DETROIT/TOKYO—General Motors and Honda recently announced plans to codevelop a series of affordable electric vehicles based on a new
global architecture using next-generation Ultium battery technology. The companies are working together to enable global production of millions of EVs starting in 2027, including compact crossover vehicles, leveraging the two companies’ technology, design and sourcing strategies.
The companies will also work toward standardizing equipment and processes to achieve world-class quality, higher throughput and greater affordability. The compact crossover segment is the largest in the world, with annual volumes of more than 13 million vehicles. GM and Honda also will discuss future EV battery technology collaboration opportunities, to further drive down the cost of electrification, improve performance and drive sustainability for future vehicles.

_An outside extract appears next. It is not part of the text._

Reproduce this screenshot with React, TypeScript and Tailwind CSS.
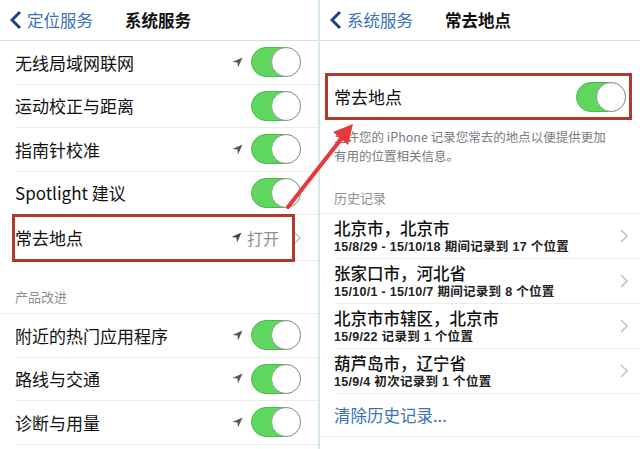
import React from 'react';

const FONT = { fontFamily: '"Noto Sans CJK SC", "Noto Sans", sans-serif' };
const SUB_FONT = { fontFamily: '"Liberation Sans", "Noto Sans CJK SC", sans-serif' };

function Toggle() {
  return (
    <div className="relative h-[30px] w-[50px] shrink-0 rounded-full border border-[#4cb84c] bg-[#5fd75f]">
      <div className="absolute right-[-1px] top-[-1px] h-[30px] w-[30px] rounded-full border border-[#8a9a8a] bg-white" />
    </div>
  );
}

function LocArrow({ color = '#555' }: { color?: string }) {
  return (
    <svg width="11" height="11" viewBox="0 0 12 12" className="shrink-0">
      <polygon points="11.5,0.5 0.5,5.5 6,6 6.5,11.5" fill={color} />
    </svg>
  );
}

function Chevron() {
  return (
    <svg width="8" height="14" viewBox="0 0 8 14" className="shrink-0">
      <polyline points="1,1 7,7 1,13" fill="none" stroke="#c4c4c8" strokeWidth="1.6" />
    </svg>
  );
}

function NavBar({ back, title }: { back: string; title: string }) {
  return (
    <div className="flex h-[41px] items-center border-b border-[#dcdcdc] pl-[10px]">
      <svg width="12" height="20" viewBox="0 0 12 20" className="shrink-0">
        <polyline points="10,2 2,10 10,18" fill="none" stroke="#1e3f8a" strokeWidth="3" />
      </svg>
      <span className="ml-[5px] text-[16.5px] text-[#3a72b8]">{back}</span>
      <span className="ml-[32px] text-[16.5px] font-bold text-[#111]">{title}</span>
    </div>
  );
}

function ToggleRow({ label, arrow }: { label: string; arrow?: boolean }) {
  return (
    <div className="ml-[15px] flex h-[43.5px] items-center border-b border-[#ededed] pr-[17px]">
      <span className="flex-1 text-[17px] text-[#111]">{label}</span>
      {arrow && <div className="mr-[8px]"><LocArrow /></div>}
      <Toggle />
    </div>
  );
}

const history = [
  { title: '北京市，北京市', sub: '15/8/29 - 15/10/18 期间记录到 17 个位置' },
  { title: '张家口市，河北省', sub: '15/10/1 - 15/10/7 期间记录到 8 个位置' },
  { title: '北京市市辖区，北京市', sub: '15/9/22 记录到 1 个位置' },
  { title: '葫芦岛市，辽宁省', sub: '15/9/4 初次记录到 1 个位置' },
];

export default function App() {
  return (
    <div className="relative flex h-[449px] w-[640px] overflow-hidden bg-white" style={FONT}>
      {/* Left: 系统服务 */}
      <div className="w-[320px] shrink-0 border-r-2 border-[#d6e8ee]">
        <NavBar back="定位服务" title="系统服务" />
        <ToggleRow label="无线局域网联网" arrow />
        <ToggleRow label="运动校正与距离" />
        <ToggleRow label="指南针校准" arrow />
        <ToggleRow label="Spotlight 建议" />
        <div className="relative ml-[15px] flex h-[46px] items-center border-b border-[#ededed] pr-[17px]">
          <span className="flex-1 text-[17px] text-[#111]">常去地点</span>
          <LocArrow color="#444" />
          <span className="ml-[5px] mr-[14px] text-[16px] text-[#8e8e93]">打开</span>
          <Chevron />
          <div className="absolute left-[-3px] top-[-1px] h-[48px] w-[283px] border-[3px] border-[#b23a2c]" />
        </div>
        <div className="flex h-[53px] items-end border-b border-[#ededed] pb-[7px] pl-[15px]">
          <span className="text-[13px] text-[#8e8e93]">产品改进</span>
        </div>
        <ToggleRow label="附近的热门应用程序" arrow />
        <ToggleRow label="路线与交通" arrow />
        <ToggleRow label="诊断与用量" arrow />
      </div>

      {/* Right: 常去地点 */}
      <div className="flex-1">
        <NavBar back="系统服务" title="常去地点" />
        <div className="h-[34px]" />
        <div className="relative flex h-[44px] items-center pl-[14px] pr-[14px]">
          <span className="flex-1 text-[17px] text-[#111]">常去地点</span>
          <Toggle />
          <div className="absolute left-[5px] right-[8px] top-[-2px] h-[47px] border-[3px] border-[#b23a2c]" />
        </div>
        <p className="pl-[14px] pr-[22px] pt-[8px] text-[12.5px] leading-[19px] text-[#7a7a7f]">
          允许您的 iPhone 记录您常去的地点以便提供更加有用的位置相关信息。
        </p>
        <div className="flex h-[49px] items-end border-b border-[#ededed] pb-[6px] pl-[14px]">
          <span className="text-[13px] text-[#8e8e93]">历史记录</span>
        </div>
        {history.map((h) => (
          <div key={h.title} className="ml-[14px] flex h-[45px] items-center border-b border-[#ededed] pr-[12px]">
            <div className="flex flex-1 flex-col">
              <span className="text-[16.5px] font-medium leading-[21px] text-[#111]">{h.title}</span>
              <span
                className="mt-[1px] text-[12.5px] font-bold leading-[15px] tracking-[0.3px] text-[#222]"
                style={SUB_FONT}
              >
                {h.sub}
              </span>
            </div>
            <Chevron />
          </div>
        ))}
        <div className="flex h-[43px] items-center border-b border-[#ededed] pl-[14px]">
          <span className="text-[16.5px] text-[#3a72b8]">清除历史记录...</span>
        </div>
      </div>

      {/* Red annotation arrow */}
      <svg className="pointer-events-none absolute left-0 top-0" width="640" height="449">
        <line x1="288" y1="207" x2="342" y2="138" stroke="#e8393a" strokeWidth="4" strokeLinecap="round" />
        <polygon points="353,124 333,132 348,145" fill="#e8393a" />
      </svg>
    </div>
  );
}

GM is already working to accelerate new technologies like lithium-metal, silicon and solid-state batteries, along with production methods that can quickly be used to improve and update battery cell manufacturing processes. Honda is making progress on its all-solid-state battery technology which the company sees as the core element of future EVs. Honda has established a demonstration line in Japan for all-solid-state batteries and is making further progress toward mass-production.
“GM and Honda will share our best technology, design and manufacturing strategies to deliver affordable and desirable EVs on a global scale, including our key markets in North America, South America and China,” says Mary Barra, GM chair and CEO. “This is a key step to deliver on our commitment to achieve carbon neutrality in our global products and operations by 2040 and eliminate tailpipe emissions from light duty vehicles in the U.S. by 2035. By working together, we’ll put people all over the world into EVs faster than either company could achieve on its own.”
“Our plans include a new all-electric product for North America positioned at a price point lower than the upcoming Chevrolet Equinox EV, building on the 2 million units of EV capacity the company plans to install by the end of 2025,” says Doug Parks, GM executive vice president.